Transforming Data in XML Format
Since data can be described by itself in XML, exactly how data is loaded and displayed is left to the application. Web system environments allowing stored data to be viewed via web browser have become increasingly popular. It is very convenient to transform data stored in XML format to HTML, and then view the data using a regular web browser.

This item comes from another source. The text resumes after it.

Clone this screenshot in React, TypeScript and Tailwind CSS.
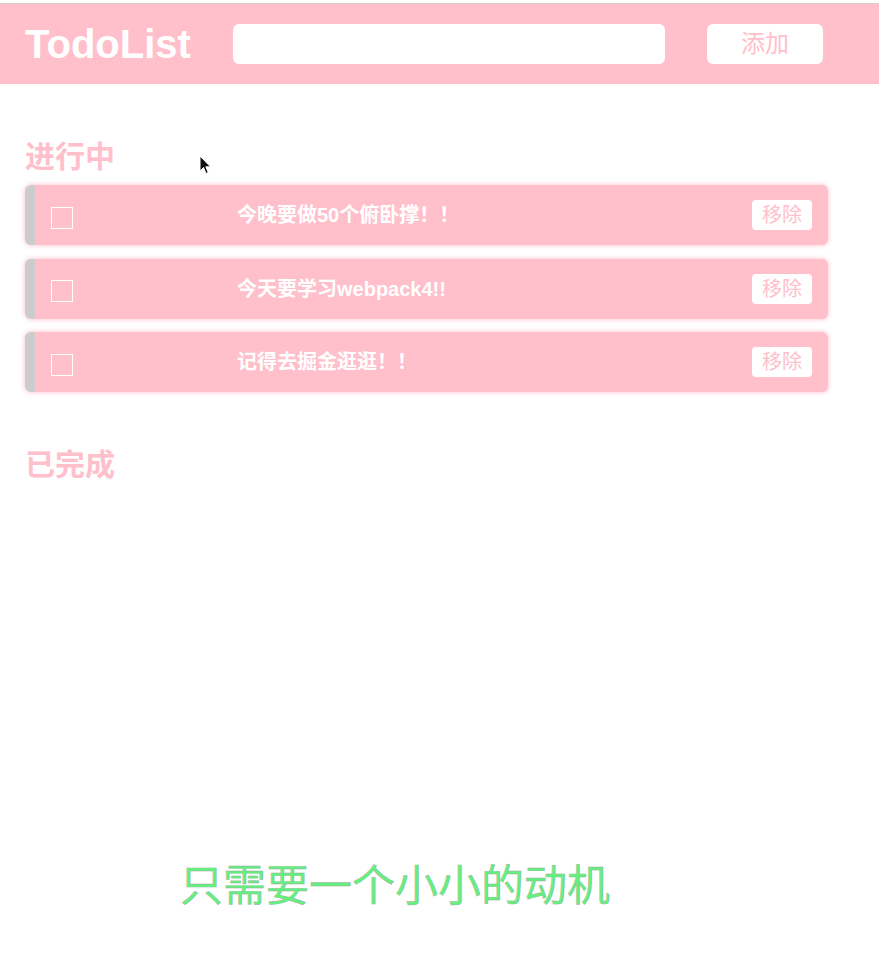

So, how do we go about transforming data in XML format to HTML? There are basically two ways to accomplish this:
- (1) Use DOM/SAX or other API to load using a program, and then output into an arbitrary HTML format
- (2) Use XSLT to describe transformation rules in a stylesheet, outputting the results in HTML format
Under (1) above, loaded data can be freely processed into any format via programming. However, since the transformation process is described via program, when there is a change in display format and the output HTML must be changed, the program itself must be recoded. On the other hand, with (2) above, the transformation rules are written in the stylesheet. In this case, even if the HTML is changed, there is no need to rewrite the program itself. In an environment where designs change frequently, being able to modify transformation content using a stylesheet is extremely convenient.
What is XSLT?
At this point, let's provide a quick introduction to XSLT. The W3C has already standardized a specification for transforming XML data to HTML format for display. The section covering XML structure transformation was developed first, recommended by the W3C in November 1999 as the "XSLT (XSL Transformations)" specification. "XSL-FO (Formatting Object)," a section related to XML format transformation, was recommended in October 2001 in the "XSL (Extensible Stylesheet Language)" specification.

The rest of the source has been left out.